After four consecutive storms ravaged Haiti, my friend the Miami Herald journalist Jacqueline Charles told me how, when she arrived with the photographer Patrick Farrell at a catastrophic scene where some dead children had been fished out of an overflowing river, a grieving father begged for some clean water to wash his mud-covered daughter and for a pretty dress to put on her before her photograph—which was later part of a Pulitzer Prize-winning series of photographs—was taken. Knowing that this would be the last image of his daughter, the father wanted her to look her absolute best.

The father, Jacqueline told me, desperately wanted his daughter’s story to be told, knowing that though hers was a singular tale, her face a singular image, it could reveal a great deal about the larger disaster of the storms. In that way, the heartbroken father was following a long-honored tradition, in Haiti and elsewhere, of taking a keepsake photograph of the dead as a way of keeping them with us, and at the same time allowing his loved one’s face to stand for many.

Another photographer, an Israeli named Daniel Kedar, had traveled all over Haiti and taken pictures of peasant farmers who’d never seen photographs of themselves. They sometimes denied their own image to him when he handed them the instantly printed photographs.

“No, I am not that skinny,” some would say. “No, I am not that old.”

When everything does not rely on our image, do we imagine ourselves at all? Is there even a need for it when our face is ours alone? To suddenly become emblematic of a problem, the “face” of a ravaged Haiti, is its own rude awakening, its own culture shock. Yet it allows a larger story to be told that in many ways can be helpful, because it fights complete erasure. It forces others to remember that we were—are—here.

“Pita nou lèd, nou la,” boldly claims the Haitian proverb. Better that we are ugly, but we are here.

“Photography has something to do with resurrection,” Roland Barthes wrote, “might we not say of it what the Byzantines said of the image of Christ which impregnated St. Veronica’s napkin: that it was not made by the hand of man, acheiropoietos?”

Might we not say the same of all impassioned creative endeavors?

“I never intended to become a photojournalist,” Daniel Morel tells me more than once. “I became a photojournalist because at Numa and Drouin’s execution, I felt afraid and I never wanted to feel afraid again. I take pictures so I am never afraid of anyone or anything. When I take pictures, I feel like something is shielding me, like the camera is protecting me.”

Did he, as a boy, want to protect Numa and Drouin?

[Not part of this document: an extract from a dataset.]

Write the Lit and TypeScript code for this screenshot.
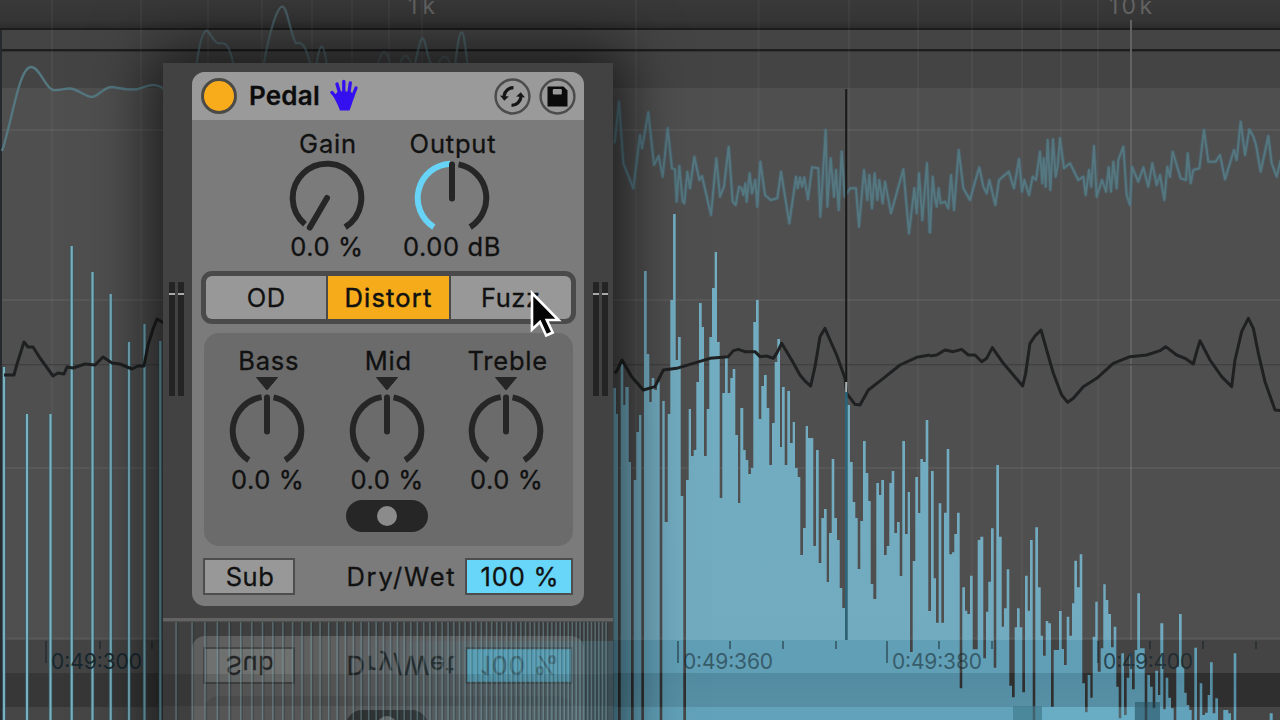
import { LitElement, html, svg, css } from "lit";
import { customElement, property } from "lit/decorators.js";

type Pt = number[];

// Spectrum silhouette, low-mid band: x start (third pixels), top y
const MID_BAND: Pt[] = [
  [40,388],[48,414],[54,720],[62,364],[70,405],[76,387],[86,462],[93,720],[101,480],[109,432],[117,415],[124,720],
  [132,271],[140,354],[148,402],[155,378],[163,390],[171,382],[179,720],[187,401],[194,522],[203,414],[211,300],
  [219,214],[227,360],[234,337],[242,496],[250,720],[258,480],[266,409],[273,456],[281,450],[289,382],[297,303],
  [305,327],[312,456],[320,409],[328,337],[336,288],[344,252],[351,342],[359,498],[367,393],[375,357],[383,393],
  [391,378],[398,369],[406,435],[414,503],[421,408],[430,450],[437,460],[445,474],[453,468],[460,322],[468,300],
  [476,419],[484,386],[492,375],[500,408],[508,465],[516,423],[524,362],[532,339],[540,447],[546,387],[554,465],
  [562,391],[570,443],[578,422],[585,468],[593,477],[601,555],[609,528],[617,426],[624,438],[640,546],[648,450],
  [656,563],[664,518],[672,509],[680,582],[687,533],[695,459],[703,518],[711,540],[719,588],[727,608],[735,640],
  [742,405],[750,462],[758,502],[766,518],[773,569],[781,521],[789,441],[797,473],[805,501],[812,584],[820,599],
  [829,483],[837,495],[844,480],[852,555],[860,546],[868,483],[875,471],[883,533],[891,522],[899,576],[907,441],
  [915,534],[923,492],[930,652],[938,561],[946,477],[954,513],[961,459],[969,462],[977,420],[985,611],[993,471],
];

// High band, both axes in third pixels from (930, 400)
const HIGH_BAND: Pt[] = [
  [3,213],[11,535],[18,668],[26,310],[34,668],[42,338],[50,147],[58,463],[66,457],[73,402],[81,338],[89,865],
  [97,562],[105,632],[112,642],[120,527],[128,748],[143,420],[151,410],[160,775],[168,635],[175,545],[183,385],
  [191,803],[199,195],[207,410],[215,680],[222,625],[230,508],[238,857],[246,892],[254,682],[261,625],[269,682],
  [277,877],[285,527],[293,632],[300,420],[308,960],[316,382],[324,562],[332,707],[339,767],[347,663],[355,670],
  [363,920],[371,750],[387,633],[395,747],[402,795],[410,650],[418,707],[426,610],[433,482],[441,562],[449,463],
  [457,850],[465,937],[473,825],[481,893],[488,710],[496,605],[503,815],[512,745],[520,553],[527,600],[535,642],
  [543,742],[551,680],[559,860],[566,955],[574,760],[582,945],[590,833],[598,760],[606,868],[614,750],[622,580],
  [630,745],[644,960],[652,825],[660,860],[668,925],[676,812],[684,885],[691,670],[700,928],[707,833],[715,893],
  [723,925],[731,960],[739,800],[747,642],[755,800],[763,878],[770,915],[778,930],[785,960],[793,743],[801,960],
  [809,850],[817,945],[825,938],[833,885],[840,787],[848,940],[856,895],[864,960],[880,930],[895,940],[903,960],
  [911,760],[919,960],[1019,940],[1028,960],
];

const LOW_BARS: Pt[] = [
  [4,367],[27,414],[50.5,414],[71.7,246],[92.5,272],[110.7,294],[129,342],[144.5,324],[160.3,341],
];

const harmonics = (): number[] => {
  const xs: number[] = [176, 192];
  let x = 192;
  while (x < 606) {
    x += 12.9 * Math.exp(-(x - 192) / 320);
    xs.push(x);
  }
  return xs;
};

const steps = (band: Pt[], sx: number, sy: number, ox: number, oy: number, endX: number): string => {
  let d = `M${(ox + band[0][0] * sx).toFixed(1)} 720`;
  band.forEach((p, i) => {
    const next = i + 1 < band.length ? band[i + 1][0] : endX;
    const y = (oy + p[1] * sy).toFixed(1);
    d += `L${(ox + p[0] * sx).toFixed(1)} ${y}L${(ox + next * sx).toFixed(1)} ${y}`;
  });
  return d + "V720Z";
};

const LIVE_A = "44,190 57,65 70,250 100,325 120,165 126,205 145,97 162,255 176,228 188,290 203,145 216,265 225,268 230,365 238,258 248,365 253,370 262,275 270,325 283,230 298,300 306,288 333,405 349,235 360,350 372,320 386,200 398,365 407,375 417,320 425,325 430,345 436,310 440,365 449,280 456,340 466,300 472,380 481,245 495,345 512,360 532,355 543,275 568,430 588,290 593,325 600,292 606,320 613,292 624,358 636,262 655,265 661,410 677,150 682,380 692,235 702,350 708,270 716,390 725,215 734,350 750,325 768,325 777,440 792,270 802,360 808,285 816,385 824,280 832,360 838,300 848,370 855,305 873,400 910,268 927,460 943,325 950,400 957,280 967,420 981,250 989,460";
const LIVE_B = "0,460 8,290 14,350 20,380 26,325 32,370 45,365 55,385 63,285 72,390 86,210 100,325 120,360 135,305 148,262 160,320 170,340 178,300 196,375 207,300 236,275 252,325 267,237 276,335 283,300 297,345 308,290 318,300 330,215 337,310 341,235 347,320 353,180 361,330 369,178 377,290 383,260 390,175 402,265 420,250 445,300 460,290 467,345 477,270 484,320 492,198 500,350 516,300 528,335 536,262 543,335 550,245 560,325 565,240 580,200 590,345 600,375 606,260 625,305 640,262 655,320 667,250 680,315 690,285 703,360 712,260 720,290 728,215 752,295 768,300 773,220 782,310 790,270 808,265 822,150 835,245 857,245 870,225 885,298 912,210 920,240 932,125 945,225 958,148 970,170 978,195 992,275 1015,168 1025,250 1040,290 1052,240";
const WAVE_A = "44,880 52,870 66,840 95,890 130,930 165,920 190,870 230,865 280,850 330,835 385,830 400,812 415,808 435,815 465,815 480,830 500,828 520,835 530,820 545,790 575,840 600,885 617,905 632,918 645,860 660,770 675,745 690,780 710,825 735,895 740,940 765,973 780,975 805,930 850,895 900,855 950,832 990,825";
const WAVE_B = "0,828 20,825 45,810 70,815 95,808 115,825 135,825 155,845 170,835 187,803 220,850 250,885 278,918 287,880 300,790 315,768 333,750 350,810 370,880 395,945 413,967 430,955 460,920 500,895 550,850 600,830 650,825 690,812 707,800 740,825 765,835 790,852 800,815 810,782 840,840 875,890 905,920 915,840 935,755 955,715 970,745 985,820 1005,905 1035,990 1052,992";

@customElement("spectrum-view")
class SpectrumView extends LitElement {
  static styles = css`
    :host { display: block; width: 100%; height: 100%; }
    svg { display: block; }
    text { font-family: Inter, "Liberation Sans", sans-serif; }
    .freq { font-size: 23px; fill: #626262; }
    .time { font-size: 21px; fill: #16262d; }
  `;
  render() {
    return html`<svg width="1280" height="720" viewBox="0 0 1280 720">
      <defs>
        <linearGradient id="bar" gradientUnits="userSpaceOnUse" x1="0" y1="0" x2="0" y2="720">
          <stop offset="0" stop-color="#72aec2"></stop>
          <stop offset=".889" stop-color="#72abc0"></stop>
          <stop offset=".889" stop-color="#609fb6"></stop>
          <stop offset=".935" stop-color="#609fb6"></stop>
          <stop offset=".935" stop-color="#538ca2"></stop>
          <stop offset=".982" stop-color="#5790a5"></stop>
          <stop offset=".982" stop-color="#62a2ba"></stop>
          <stop offset="1" stop-color="#62a2ba"></stop>
        </linearGradient>
        <linearGradient id="top" x1="0" y1="0" x2="0" y2="1">
          <stop offset="0" stop-color="#393939"></stop>
          <stop offset=".7" stop-color="#353535"></stop>
          <stop offset="1" stop-color="#2b2b2b"></stop>
        </linearGradient>
      </defs>
      <rect width="1280" height="720" fill="#4f4f4f"></rect>
      <rect width="1280" height="29" fill="url(#top)"></rect>
      <rect y="30" width="1280" height="58" fill="#444444"></rect>
      <rect y="28" width="1280" height="2" fill="#1c1c1c"></rect>
      <rect y="49" width="1280" height="2.4" fill="#1e1e1e"></rect>
      <rect y="640" width="1280" height="33" fill="#444444"></rect>
      <rect y="673" width="1280" height="34" fill="#2f2f2f"></rect>
      <rect y="707" width="1280" height="13" fill="#464646"></rect>
      <rect x="0" y="673" width="614" height="34" fill="#373737"></rect>
      <rect x="0" y="30" width="2" height="690" fill="#26292d"></rect>
      ${[51, 140, 207, 261, 311, 351, 388, 421, 635, 757.5, 848, 917, 971, 1021, 1060, 1097].map(
        (x) => svg`<rect x=${x} y="0" width="2" height="638" fill="#fff" opacity=".04"></rect>`,
      )}
      <rect x="1130" y="20" width="2" height="620" fill="#626262"></rect>
      ${[129, 299, 467, 637.5].map((y) => svg`<rect x="2" y=${y} width="1278" height="1.8" fill="#fff" opacity=".06"></rect>`)}
      <rect x="2" y="364" width="1278" height="1.3" fill="#414141"></rect>

      <g fill="none" stroke="#547780" stroke-linejoin="round">
        <path d="M2 151C12 122 19 67 31 67C40 67 45 88 53 90C62 91 67 87 73 89C82 92 86 97 92 97C99 96 104 87 112 87C121 88 128 91 138 89C147 86 155 82 164 89" stroke-width="2.4"></path>
        <g transform="translate(600 80) scale(.33333)">
          <polyline points=${LIVE_A} stroke="#4b6f80" stroke-width="12" opacity=".4"></polyline>
          <polyline points=${LIVE_A} stroke-width="6"></polyline>
        </g>
        <g transform="translate(930 80) scale(.33333)">
          <polyline points=${LIVE_B} stroke="#4b6f80" stroke-width="12" opacity=".4"></polyline>
          <polyline points=${LIVE_B} stroke-width="6"></polyline>
        </g>
        <g transform="translate(160 0) scale(.33333)" stroke-width="7" opacity=".6">
          <path d="M110 190C120 120 130 92 140 92C150 95 158 125 175 130C195 128 205 125 220 190M312 190C325 110 350 20 367 20C382 20 390 100 408 130C430 122 440 150 450 190M470 190Q485 90 500 190M765 190C775 150 780 115 788 115C796 115 800 165 812 190M886 190C893 130 898 97 905 97C912 97 916 140 922 190"></path>
          <path d="M655 190Q672 120 690 190M720 190Q735 145 755 190M835 190Q855 150 870 190" opacity=".6"></path>
        </g>
      </g>

      <path d=${steps(MID_BAND, 1 / 3, 1, 600, 0, 993)} fill="url(#bar)"></path>
      <path d=${steps(HIGH_BAND, 1 / 3, 1 / 3, 930, 400, 1050)} fill="url(#bar)"></path>
      ${LOW_BARS.map(([x, y]) => svg`<rect x=${x - 2.1} y=${y} width="4.2" height=${720 - y} fill="#2c5563" opacity=".5"></rect>
        <rect x=${x - 1.1} y=${y} width="2.2" height=${720 - y} fill="#78b1bf"></rect>`)}
      <rect x="1013" y="706" width="29" height="14" fill="#3d7689" opacity=".6"></rect>
      <rect x="1042" y="707" width="92" height="13" fill="#83d4ee" opacity=".22"></rect>
      <rect x="1135" y="702" width="25" height="18" fill="#1d4757" opacity=".5"></rect>

      <g fill="none" stroke="#1f2021" stroke-width="3" stroke-linejoin="round">
        <polyline points="4,375 14,375 17,364 24,342 28,347 33,347 40,358 53,376 58,373 64,374 67,367 73,368 85,364 95,365 103,357 112,363 120,364 132,369 138,366 144,366 148,345 153,329 157,319 164,323"></polyline>
        <g transform="translate(600 80) scale(.33333)" stroke-width="9"><polyline points=${WAVE_A}></polyline></g>
        <g transform="translate(930 80) scale(.33333)" stroke-width="9"><polyline points=${WAVE_B}></polyline></g>
      </g>
      <rect x="845.2" y="89" width="2" height="293" fill="#191919"></rect>
      <rect x="845.2" y="382" width="2" height="10" fill="#a9b3b5"></rect>
      <rect x="845" y="392" width="2.6" height="248" fill="#2b6476"></rect>

      <text class="freq" x="408" y="14" textLength="27">1k</text>
      <text class="freq" x="1109" y="14" textLength="43">10k</text>
      ${[45, 99, 151, 677, 729, 782, 835, 886, 938, 991, 1097, 1149, 1202, 1255].map(
        (x) => svg`<rect x=${x} y="641" width="2" height=${[45, 677, 886, 1097].includes(x) ? 22 : 8} fill="#111c22" opacity=".45"></rect>`,
      )}
      <text class="time" x="51" y="669" textLength="91" opacity=".95">0:49:300</text>
      <text class="time" x="683" y="669" textLength="90" opacity=".55">0:49:360</text>
      <text class="time" x="892" y="669" textLength="90" opacity=".55">0:49:380</text>
      <text class="time" x="1103" y="669" textLength="90" opacity=".75">0:49:400</text>
    </svg>`;
  }
}

@customElement("dial-knob")
class DialKnob extends LitElement {
  @property() label = "";
  @property() value = "";
  @property() kind: "min" | "half" | "center" = "center";
  static styles = css`
    :host { display: flex; flex-direction: column; align-items: center; }
    .label, .value { font-size: 25.500px; line-height: 28px; height: 28px; white-space: nowrap; color: #111; -webkit-text-stroke: .3px #111; }
    .label { margin-bottom: 2px; letter-spacing: .8px; padding-left: 3px; }
    .value { margin-top: -3px; letter-spacing: .6px; padding-left: 1px; }
    .mark { display: block; width: 24px; height: 14px; margin-bottom: 2px; }
    .dial { display: block; width: 76px; height: 76px; }
    .arc { fill: none; stroke: #262626; stroke-width: 6; }
    .lit { stroke: #67d4f7; }
    .hand { stroke: #262626; stroke-width: 6; stroke-linecap: round; }
  `;
  private arc(from: number, to: number): string {
    const r = 34.3;
    const p = (a: number) => {
      const t = (a * Math.PI) / 180;
      return `${(38 + r * Math.sin(t)).toFixed(2)} ${(38 - r * Math.cos(t)).toFixed(2)}`;
    };
    return `M${p(from)}A${r} ${r} 0 ${to - from > 180 ? 1 : 0} 1 ${p(to)}`;
  }
  render() {
    const min = this.kind === "min";
    const left = this.kind === "half" ? this.arc(-148, -3) : this.arc(-148, -9);
    return html`
      <div class="label">${this.label}</div>
      ${this.kind === "center"
        ? html`<svg class="mark" viewBox="0 0 24 14"><path d="M1.5 0.5H22.5L12 13Z" fill="#262626" stroke="#262626" stroke-linejoin="round"></path></svg>`
        : ""}
      <svg class="dial" viewBox="0 0 76 76">
        ${min
          ? svg`<path class="arc" d=${this.arc(-140, 148)}></path><path class="hand" d="M38 38L20.8 67.5"></path>`
          : svg`<path class=${this.kind === "half" ? "arc lit" : "arc"} d=${left}></path>
              <path class="arc" d=${this.arc(11, 148)}></path><path class="hand" d="M38 38.500V4.500"></path>`}
      </svg>
      <div class="value">${this.value}</div>`;
  }
}

@customElement("pedal-device")
class PedalDevice extends LitElement {
  // Only the lower edge of the panel: switch and footer
  @property({ type: Boolean }) lower = false;
  static styles = css`
    :host { display: block; box-sizing: border-box; width: 450px; height: 557px; color: #111; -webkit-text-stroke: .3px #111;
      font-family: Inter, "Liberation Sans", sans-serif; font-size: 25.500px; letter-spacing: .5px; }
    .frame { display: flex; height: 100%; box-sizing: border-box; background: #424242; padding-top: 9px; }
    .meter { display: flex; gap: 3px; width: 29px; box-sizing: border-box; padding: 210px 0 0 6px; }
    .meter.right { padding-left: 9px; }
    .level { width: 6px; height: 114px; background: linear-gradient(#242424 11px, #aaa 11px, #aaa 13.500px, #242424 13.500px); }
    .device { display: flex; flex-direction: column; width: 392px; height: 534px; border-radius: 13px; overflow: hidden; background: #7b7b7b; }
    .head { display: flex; align-items: center; height: 48px; box-sizing: border-box; background: #9a9a9a; padding: 0 8px 0 9px; }
    .power { width: 36px; height: 36px; box-sizing: border-box; border-radius: 50%; border: 3px solid #4b4a46; background: #f8ab1b; }
    .title { margin: -1px 0 0 12px; font-weight: 600; font-size: 26px; letter-spacing: .2px; color: #0c0c0c; width: 81px; }
    .hand { width: 28px; height: 32px; margin: -2px auto 0 0; }
    .ring { width: 37px; height: 37px; margin-left: 8px; }
    .top { display: flex; padding: 10px 0 0 72px; }
    .top dial-knob { width: 125px; }
    .modes { display: flex; gap: 2px; margin: 10px 8px 0 9px; height: 53px; box-sizing: border-box; border: 5px solid #4a4a4a; border-radius: 11px; background: #4a4a4a; }
    .mode { flex: 1; display: flex; align-items: center; justify-content: center; background: #989898; }
    .mode:first-child { border-radius: 6px 0 0 6px; }
    .mode:last-child { border-radius: 0 6px 6px 0; }
    .mode.on { background: #f6ab1b; letter-spacing: 1.2px; -webkit-text-stroke-width: .5px; }
    .eq { margin: 9px 11px 0 12px; height: 213px; box-sizing: border-box; border-radius: 15px; background: #6b6b6b; padding: 14px 0 0 3.500px; display: flex; flex-direction: column; }
    .bands { display: flex; }
    .bands dial-knob { width: 119.5px; }
    .switch { flex: none; width: 82px; height: 32px; border-radius: 16px; background: #262626; margin: auto 0 14px 138.5px; display: flex; align-items: center; justify-content: center; }
    .dot { width: 20px; height: 20px; border-radius: 50%; background: #8b8b8b; }
    .spacer { height: 252px; }
    .foot { display: flex; align-items: center; margin: 12px 11px 0 11px; height: 37px; }
    .box { height: 37px; box-sizing: border-box; border: 2.500px solid #4d4d4d; display: flex; align-items: center; justify-content: center; background: #989898; }
    .sub { width: 92px; margin-right: auto; padding-left: 2px; }
    .wet { width: 108px; background: #68d6f9; margin-left: 8.500px; letter-spacing: .8px; padding-left: 2px; }
    .caption { letter-spacing: 1.800px; }
  `;
  private upper() {
    return html`
        <div class="head">
          <div class="power"></div>
          <div class="title">Pedal</div>
          <svg class="hand" viewBox="0 0 28 32">
            <g stroke="#3410f0" stroke-width="3.300" stroke-linecap="round" fill="none">
              <path d="M2 13.500L8 20.500M7 5L10.500 17M13.800 2.500V16M20.300 4L18.500 17M26 9L22 19"></path>
            </g>
            <path d="M7.500 13Q14 11.500 22 13.500L24.500 17L21.500 26L19.500 31.500H10L8 26.500L3.500 17.500Z" fill="#3410f0"></path>
          </svg>
          <svg class="ring" viewBox="0 0 37 37">
            <circle cx="18.500" cy="18.500" r="16.900" fill="none" stroke="#4c4c4c" stroke-width="2.500"></circle>
            <g fill="none" stroke="#161616" stroke-width="3.200">
              <path d="M19.500 9.700A9.500 9.500 0 0 0 10 18"></path><path d="M17.500 27.300A9.500 9.500 0 0 0 27 19"></path>
            </g>
            <path d="M6 17.500L14.800 18.500L10.300 22.800Z" fill="#161616"></path>
            <path d="M31 19.500L22.200 18.500L26.700 14.200Z" fill="#161616"></path>
          </svg>
          <svg class="ring" viewBox="0 0 37 37">
            <circle cx="18.500" cy="18.500" r="16.900" fill="none" stroke="#4c4c4c" stroke-width="2.500"></circle>
            <path d="M9 8.500H24.500L28.500 12.500V28.500H8.500V9Z" fill="#0b0b0b"></path>
            <rect x="13.800" y="11" width="9" height="5.500" rx="1" fill="#9a9a9a"></rect>
          </svg>
        </div>
        <div class="top">
          <dial-knob label="Gain" value="0.0 %" kind="min"></dial-knob>
          <dial-knob label="Output" value="0.00 dB" kind="half"></dial-knob>
        </div>
        <div class="modes">
          <div class="mode">OD</div><div class="mode on">Distort</div><div class="mode">Fuzz</div>
        </div>`;
  }
  render() {
    return html`<div class="frame">
      <div class="meter"><div class="level"></div><div class="level"></div></div>
      <div class="device">
        ${this.lower ? html`<div class="spacer"></div>` : this.upper()}
        <div class="eq">
          ${this.lower
            ? ""
            : html`<div class="bands">
                <dial-knob label="Bass" value="0.0 %"></dial-knob>
                <dial-knob label="Mid" value="0.0 %"></dial-knob>
                <dial-knob label="Treble" value="0.0 %"></dial-knob>
              </div>`}
          <div class="switch"><div class="dot"></div></div>
        </div>
        <div class="foot">
          <div class="box sub">Sub</div><div class="caption">Dry/Wet</div><div class="box wet">100 %</div>
        </div>
      </div>
      <div class="meter right"><div class="level"></div><div class="level"></div></div>
    </div>`;
  }
}

@customElement("app-root")
class AppRoot extends LitElement {
  static styles = css`
    :host { display: block; position: relative; width: 1280px; height: 720px; overflow: hidden; background: #4f4f4f; }
    .shade { position: absolute; left: 163px; top: 63px; width: 450px; height: 700px; box-shadow: 0 0 58px 12px rgba(0, 0, 0, .68); }
    .floor { position: absolute; left: 163px; top: 620px; width: 450px; height: 100px; box-sizing: border-box; padding-top: 2px; overflow: hidden; background: #3c3d3e; }
    .mirror { transform: scaleY(-1); opacity: .56; }
    .comb { position: absolute; left: 163px; top: 617px; }
    .window { position: absolute; left: 163px; top: 63px; }
    .pointer { position: absolute; left: 527px; top: 286px; }
  `;
  render() {
    return html`
      <spectrum-view></spectrum-view>
      <div class="shade"></div>
      <div class="floor"><pedal-device class="mirror" lower aria-hidden="true"></pedal-device></div>
      <pedal-device class="window"></pedal-device>
      <svg class="comb" width="450" height="103" viewBox="163 617 450 103">
        <defs><linearGradient id="haze"><stop offset=".4" stop-color="#4c8294" stop-opacity="0"></stop><stop offset="1" stop-color="#4c8294" stop-opacity=".36"></stop></linearGradient></defs>
        <rect x="163" y="641" width="450" height="79" fill="url(#haze)"></rect>
        <rect x="468" y="650" width="102" height="31" fill="#5cb9d8" opacity=".38"></rect>
        <rect x="163" y="674" width="450" height="32" fill="#000" opacity=".12"></rect>
        ${harmonics().map(
          (x) => svg`<rect x=${x + 0.8} y="622" width="1.400" height="98" fill="#1c2629" opacity=".26"></rect>
          <rect x=${x - 0.7} y="622" width="1.500" height="98" fill="#7fa9b0" opacity=".42"></rect>`,
        )}
        <rect x="163" y="618" width="450" height="3.500" fill="#636363"></rect>
      </svg>
      <svg class="pointer" width="40" height="56" viewBox="0 0 40 56">
        <path d="M5 7V43.500L13 36L19.200 49.500L25.700 46.500L19.800 34H31.500Z" fill="#050505" stroke="#fff" stroke-width="2.600" stroke-linejoin="miter"></path>
      </svg>`;
  }
}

I ask.

He could not protect them, he said, but over the years he has felt as though he’s managed to protect other Numas and other Drouins with his photographs. And during this final conversation, I am even more certain that to create dangerously is also to create fearlessly, boldly embracing the public and private terrors that would silence us, then bravely moving forward even when it feels as though we are chasing or being chased by ghosts.

At the beginning of his 1955 short story “Jonas ou l’artiste au travail” (Jonah, or the Artist at Work), Albert Camus cites as an epigraph the following verse from the book of Jonah.

Take me up and cast me forth into

the sea . . . for I know that for my

sake this great tempest is upon you.

Creating fearlessly, like living fearlessly, even when a great tempest is upon you. Creating fearlessly even when cast lòt bò dlo, across the seas. Creating fearlessly for people who see/watch/listen/read fearlessly. Writing fearlessly because, as my friend Junot Díaz has said, “a writer is a writer because even when there is no hope, even when nothing you do shows any sign of promise, you keep writing anyway.” This is perhaps also what it means to be a writer. Writing as though nothing can or will ever stop you. Writing as though you full-heartedly, or foolhardily, believe in acheiropoietos.